Several smaller changes round out the release:

  • Windows Hello keeps face or fingerprint as the default sign-in method when biometrics are available, and resumes faster from Modern Standby. Using the PIN three times in a row keeps it as the default until you switch back.
  • Windows Search now matches files with as few as two characters, helping short, abbreviated names.
  • Dev Drive creation and volume resizing now accept sizes in gigabytes instead of megabytes.
  • Magnifier gives clearer screen reader announcements and supports magnifying permitted protected content.
  • Windows Setup adds an option to choose a custom user folder name on the Device Name page.
  • USB4 docks and hubs turn on displays more reliably, and the USB3 stack gains recovery against hardware faults.
  • Times New Roman renders combining diacritical marks in Greek and Cyrillic more accurately.
  • Personalization fixes improve accent color matching and wallpaper persistence across restarts and upgrades.
  • Microsoft Store gains faster downloads and clearer error reporting when downloads fail under update policy restrictions.
  • A fix resolves HYPERVISOR_ERROR (0x20001) and KMODE_EXCEPTION_NOT_HANDLED (0x1E) blue screens that appeared on some devices after installing KB5089573.

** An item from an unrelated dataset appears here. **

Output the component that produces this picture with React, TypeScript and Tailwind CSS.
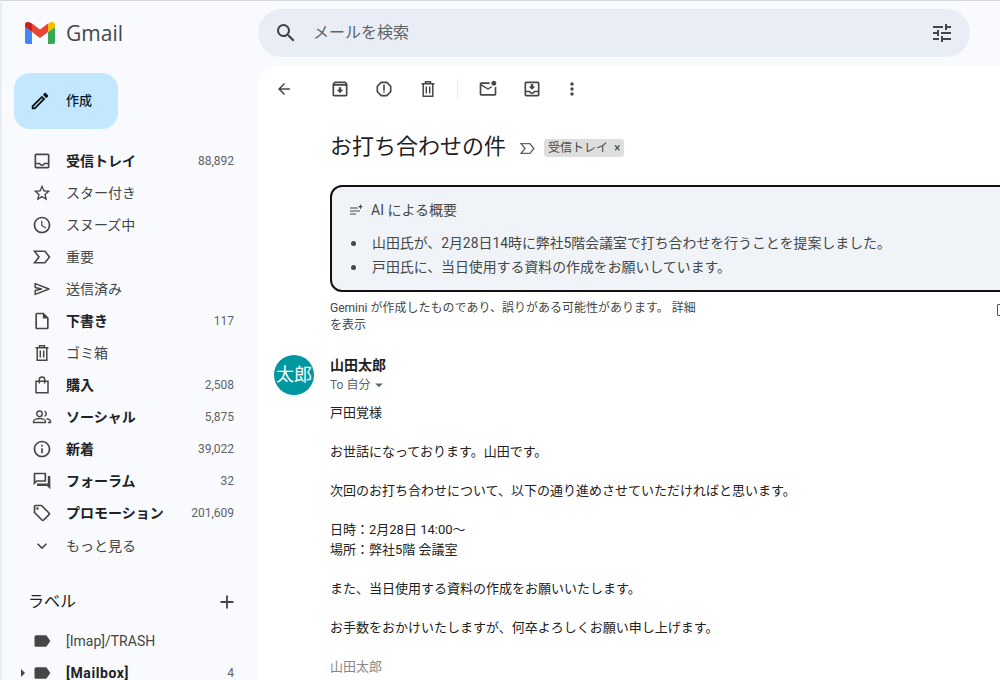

One security change adjusts how Windows handles desktop.ini files. Because of it, custom folder icons or localized folder names may stop appearing for folders in downloaded content or remote locations. The change only affects visual customization and does not block access to files or folders.


Companion updates released alongside KB5094126

Windows 11 23H2 receives KB5093998 (build 22631.7219) with security fixes and no new features, since that version has reached the end of support. Its notable fixes include a BitLocker Recovery issue tied to certain TPM validation settings after the April 2026 update, updated mobile operator profiles, more reliable certificate renewal for managed devices, and better File Explorer search for Chinese text and UTF-8 files without a byte order mark.

Microsoft also shipped .NET security updates (KB5097149 for .NET 8.0.28 and KB5097150 for .NET 9.0.17) and a new Malicious Software Removal Tool build (KB890830).


Confirm the update installed correctly

After the restart, open Settings > Windows Update > Update history and look for KB5094126 in the list. You can also press Windows + R, type msinfo32, and check that the OS build reads 26100.8655 on 24H2 or 26200.8655 on 25H2. From PowerShell, the command Get-HotFix -Id KB5094126 returns the patch details when it is present.

Most of the feature work in this release is incremental and rolls out over time, so the smartest approach is to install the update for its security fixes and let the Low Latency Profile, Shared Audio, and Multi-App Camera reach your device on their own schedule rather than forcing them early.